3

I have a text corpus, which I have to read, split, sort and perform other operations on it. In the very beginning, when I split it, I see that the Scanner only reads one line. This is the code:

public class CorpusTest {
    public static void processCorpus(Scanner scanner) throws IOException{
        String line="0";
        while (scanner.hasNextLine()) {
            line = scanner.nextLine();
        }

        String[] w = line.replaceAll("[^a-zA-Z\\s]","").toLowerCase().split(" ");
        for (int i = 0; i < w.length; i++) {
            w[i].trim();
            }
        System.out.println("Word" + "\t" + "Frequency");
        System.out.println(Arrays.toString(w));

        }


    public static void main(String [] args) throws IOException{
        File temp = new File("input.txt");
        Scanner scanner = new Scanner(temp);
        CorpusTest.processCorpus(scanner);
        }
    }

I tried adding:

String text = new Scanner( new File("input.txt") ).useDelimiter("\\A").next();

But I get errors because in the method above I am working with an array.

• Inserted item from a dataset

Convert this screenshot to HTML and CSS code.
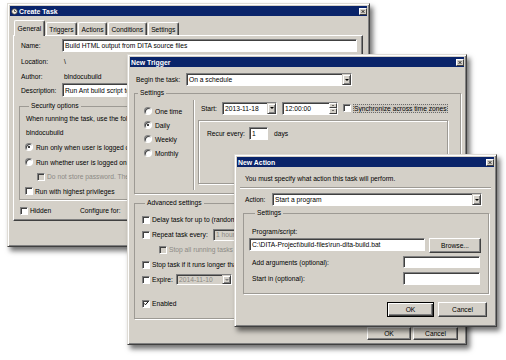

The while loop only reads the last line, which is no good.

nanachan
  • 1,051
  • 1
  • 15
  • 26

2 Answers2

1

I'm not sure what your issue is, and it seems as if you might be trying to make things more difficult than they need to be. Why not simply read your lines in with the Scanner, one at a time, put them into a StringBuilder, and then when the text has been read in, convert to a String and manipulate your String to your hearts content?

Hovercraft Full Of Eels
  • 283,665
  • 25
  • 256
  • 373
  • I have way too many lines to read - it's a big text. (unless I don't understand what you mean) – nanachan Mar 20 '14 at 03:01
  • @nanachan: Then read as many lines as is needed. You are in complete control of your code and how many lines your Scanner reads. I have a strong suspicion that your problem lies elsewhere that this really is an XY problem in disguise. – Hovercraft Full Of Eels Mar 20 '14 at 03:02
  • So if I have 10000 lines, how do I do this? The while loop doesn't seem to work. – nanachan Mar 20 '14 at 03:05
  • 2
    @nanachan: then you need to do some debugging and first find the source of your problem. Again, I suspect that you have an XY problem going on, that your real problem has nothing to do with the issue that you've posted. – Hovercraft Full Of Eels Mar 20 '14 at 03:06
  • Is there any reason that you are specifically using a scanner? If you just need to tokenize the text why don't you use a String tokenizer? If you want to read in the text why don't you use a buffered reader? It seems like you are trying to use one variable to do everything. – j.jerrod.taylor Mar 20 '14 at 03:18
  • @HovercraftFullOfEels I updated my question. Now when I have the while loop, it "works" but reads only the last line. – nanachan Mar 20 '14 at 03:38
  • @j.jerrod.taylor I have to use a scanner in this exercise I am doing. – nanachan Mar 20 '14 at 03:39
  • @nanachan: chit, you're throwing out most all of what you read, simply ignoring it. With each loop of your while loop, any line read previously will be discarded and replaced by a new line. You don't need a debugger, you need common sense. At least store your lines in a StringBuilder. – Hovercraft Full Of Eels Mar 20 '14 at 03:43
  • @ Hovercraft Full Of Eels thank you for the compliments. Some people are beginners. – nanachan Mar 20 '14 at 03:49
1

@user2864740 helped me out with redirecting me to the right source. I used this instead of the loop in the beginning of my code:

String content = new Scanner(new File("input.txt")).useDelimiter("\\Z").next();     
        String[] w = content.replaceAll("[^a-zA-Z\\s]","").replaceAll("\n","").toLowerCase().split(" ");

Now it works.

nanachan
  • 1,051
  • 1
  • 15
  • 26